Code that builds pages
# # # # #

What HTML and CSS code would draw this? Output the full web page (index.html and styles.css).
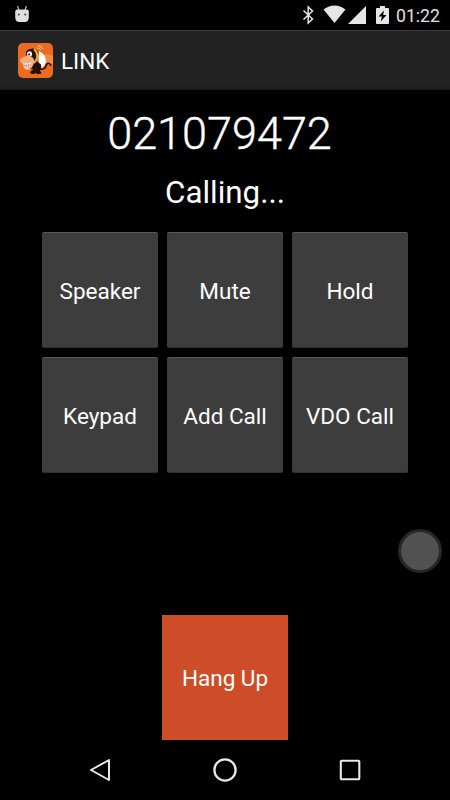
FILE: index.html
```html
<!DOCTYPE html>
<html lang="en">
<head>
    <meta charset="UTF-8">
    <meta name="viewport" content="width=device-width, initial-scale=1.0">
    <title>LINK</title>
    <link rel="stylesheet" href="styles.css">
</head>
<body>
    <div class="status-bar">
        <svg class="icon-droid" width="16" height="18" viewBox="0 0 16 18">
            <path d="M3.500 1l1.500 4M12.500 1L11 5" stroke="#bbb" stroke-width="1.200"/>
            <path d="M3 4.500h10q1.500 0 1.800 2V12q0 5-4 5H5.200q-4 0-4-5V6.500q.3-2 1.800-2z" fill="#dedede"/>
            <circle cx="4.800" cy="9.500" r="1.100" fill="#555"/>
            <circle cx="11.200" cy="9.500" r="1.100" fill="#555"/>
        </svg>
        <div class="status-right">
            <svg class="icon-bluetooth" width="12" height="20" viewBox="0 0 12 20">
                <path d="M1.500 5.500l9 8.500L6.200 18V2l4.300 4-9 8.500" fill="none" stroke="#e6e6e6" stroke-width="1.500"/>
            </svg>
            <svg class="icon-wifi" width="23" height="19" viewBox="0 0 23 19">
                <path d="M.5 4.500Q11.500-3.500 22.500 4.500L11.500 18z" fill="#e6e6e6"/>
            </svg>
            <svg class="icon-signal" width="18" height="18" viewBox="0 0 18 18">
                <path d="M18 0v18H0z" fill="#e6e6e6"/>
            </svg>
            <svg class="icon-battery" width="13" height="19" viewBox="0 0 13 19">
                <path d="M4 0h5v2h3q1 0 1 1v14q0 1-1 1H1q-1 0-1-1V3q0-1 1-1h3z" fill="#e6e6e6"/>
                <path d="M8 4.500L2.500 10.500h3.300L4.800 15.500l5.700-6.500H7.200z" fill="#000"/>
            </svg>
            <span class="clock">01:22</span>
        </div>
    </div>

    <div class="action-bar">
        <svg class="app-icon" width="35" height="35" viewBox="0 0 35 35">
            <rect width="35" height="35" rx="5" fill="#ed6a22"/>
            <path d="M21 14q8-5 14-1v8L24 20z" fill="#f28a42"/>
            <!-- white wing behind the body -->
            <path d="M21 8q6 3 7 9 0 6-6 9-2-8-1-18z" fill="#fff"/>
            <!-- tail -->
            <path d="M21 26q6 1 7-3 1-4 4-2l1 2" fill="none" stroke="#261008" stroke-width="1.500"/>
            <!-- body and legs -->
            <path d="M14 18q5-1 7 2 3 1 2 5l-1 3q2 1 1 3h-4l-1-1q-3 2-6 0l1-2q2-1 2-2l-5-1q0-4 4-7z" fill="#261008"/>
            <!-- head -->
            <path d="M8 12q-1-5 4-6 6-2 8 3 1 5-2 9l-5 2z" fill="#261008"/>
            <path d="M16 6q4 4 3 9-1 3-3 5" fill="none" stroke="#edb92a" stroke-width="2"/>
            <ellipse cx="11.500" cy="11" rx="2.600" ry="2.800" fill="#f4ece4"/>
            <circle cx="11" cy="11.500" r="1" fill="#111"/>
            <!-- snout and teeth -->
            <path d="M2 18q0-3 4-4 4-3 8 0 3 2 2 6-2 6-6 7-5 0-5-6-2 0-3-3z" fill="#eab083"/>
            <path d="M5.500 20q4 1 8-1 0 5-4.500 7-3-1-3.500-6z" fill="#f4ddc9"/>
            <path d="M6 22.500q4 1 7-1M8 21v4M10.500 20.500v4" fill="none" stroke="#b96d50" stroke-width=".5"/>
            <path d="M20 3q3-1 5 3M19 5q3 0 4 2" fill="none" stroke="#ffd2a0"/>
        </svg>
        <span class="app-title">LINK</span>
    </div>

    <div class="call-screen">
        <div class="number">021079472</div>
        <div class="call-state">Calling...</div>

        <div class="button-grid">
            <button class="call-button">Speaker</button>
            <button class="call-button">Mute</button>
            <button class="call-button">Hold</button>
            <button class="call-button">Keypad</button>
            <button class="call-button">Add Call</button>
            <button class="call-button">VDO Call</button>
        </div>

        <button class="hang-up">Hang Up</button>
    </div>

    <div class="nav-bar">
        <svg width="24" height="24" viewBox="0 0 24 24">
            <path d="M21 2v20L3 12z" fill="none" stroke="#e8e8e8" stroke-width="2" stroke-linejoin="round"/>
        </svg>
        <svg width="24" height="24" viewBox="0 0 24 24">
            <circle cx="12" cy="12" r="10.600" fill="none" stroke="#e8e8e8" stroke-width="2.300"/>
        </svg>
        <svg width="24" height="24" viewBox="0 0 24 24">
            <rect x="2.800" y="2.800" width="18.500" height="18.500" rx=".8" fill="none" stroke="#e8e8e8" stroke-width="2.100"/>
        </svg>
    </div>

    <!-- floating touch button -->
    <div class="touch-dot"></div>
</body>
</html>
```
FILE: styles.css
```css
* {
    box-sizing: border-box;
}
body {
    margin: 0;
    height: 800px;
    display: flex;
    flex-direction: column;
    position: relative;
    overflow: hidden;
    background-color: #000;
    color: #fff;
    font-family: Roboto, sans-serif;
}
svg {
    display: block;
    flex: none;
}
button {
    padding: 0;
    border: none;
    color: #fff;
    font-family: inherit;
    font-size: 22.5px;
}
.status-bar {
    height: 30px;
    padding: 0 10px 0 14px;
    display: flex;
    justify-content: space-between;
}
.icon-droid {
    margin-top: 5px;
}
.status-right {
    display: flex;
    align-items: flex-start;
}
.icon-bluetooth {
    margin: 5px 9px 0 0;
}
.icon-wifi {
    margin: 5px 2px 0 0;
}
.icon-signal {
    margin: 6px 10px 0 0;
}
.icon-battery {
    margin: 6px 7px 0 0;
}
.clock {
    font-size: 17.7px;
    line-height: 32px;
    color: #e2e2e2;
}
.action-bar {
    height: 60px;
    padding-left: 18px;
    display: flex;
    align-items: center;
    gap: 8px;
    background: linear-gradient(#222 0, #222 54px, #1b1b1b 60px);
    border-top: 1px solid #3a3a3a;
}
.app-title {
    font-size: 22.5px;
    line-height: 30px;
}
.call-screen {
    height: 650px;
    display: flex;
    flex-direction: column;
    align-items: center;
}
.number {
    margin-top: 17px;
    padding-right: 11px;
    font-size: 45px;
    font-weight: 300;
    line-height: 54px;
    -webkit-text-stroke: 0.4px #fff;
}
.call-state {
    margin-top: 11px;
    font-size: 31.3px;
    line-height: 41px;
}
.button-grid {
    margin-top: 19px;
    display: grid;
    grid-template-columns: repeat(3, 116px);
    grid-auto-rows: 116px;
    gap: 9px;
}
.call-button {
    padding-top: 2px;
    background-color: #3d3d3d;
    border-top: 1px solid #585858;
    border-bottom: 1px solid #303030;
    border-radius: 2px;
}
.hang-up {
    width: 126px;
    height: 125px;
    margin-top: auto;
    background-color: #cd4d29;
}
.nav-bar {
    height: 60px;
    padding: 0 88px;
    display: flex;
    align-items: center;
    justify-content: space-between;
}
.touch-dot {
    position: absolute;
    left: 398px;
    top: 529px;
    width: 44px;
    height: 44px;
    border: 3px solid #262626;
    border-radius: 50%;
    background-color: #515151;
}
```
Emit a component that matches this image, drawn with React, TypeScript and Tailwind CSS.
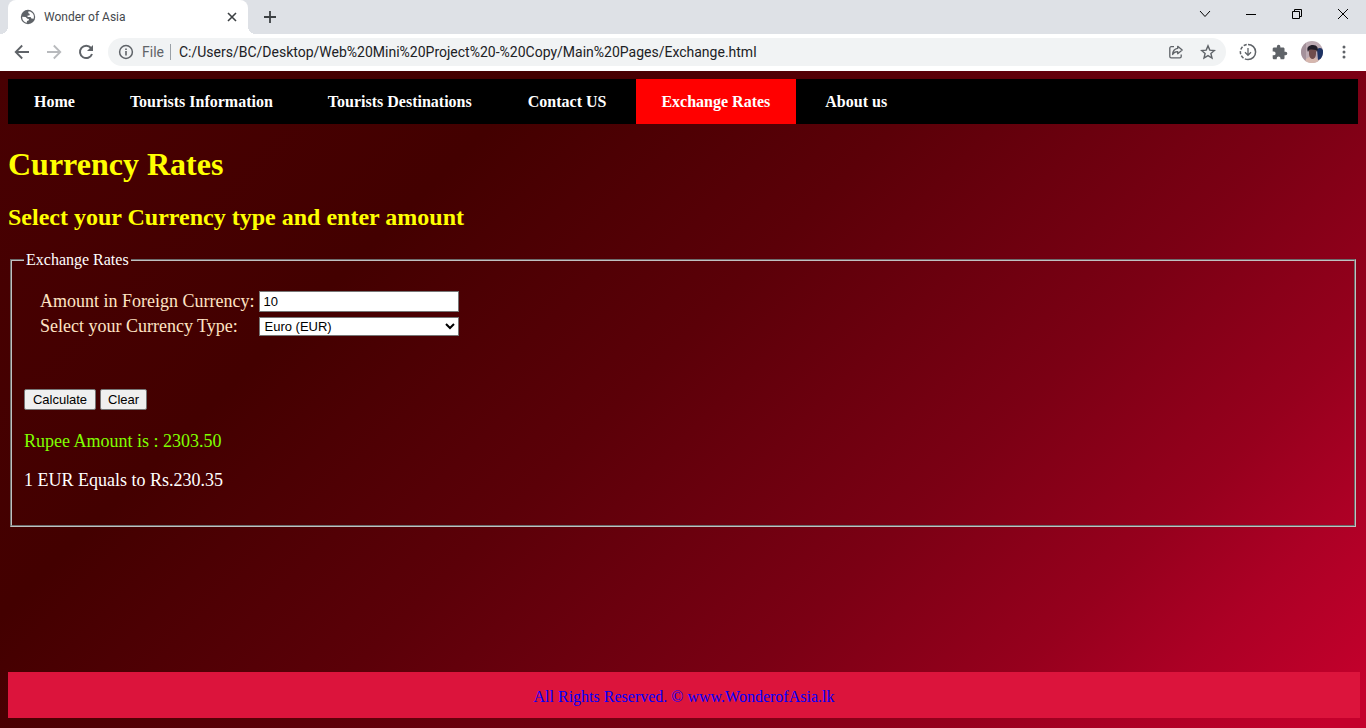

# # # # #

_What to do_:
From the entries above, copy every line where the word "this" shows up.

_Output of the task_:
What HTML and CSS code would draw this? Output the full web page (index.html and styles.css).
Emit a component that matches this image, drawn with React, TypeScript and Tailwind CSS.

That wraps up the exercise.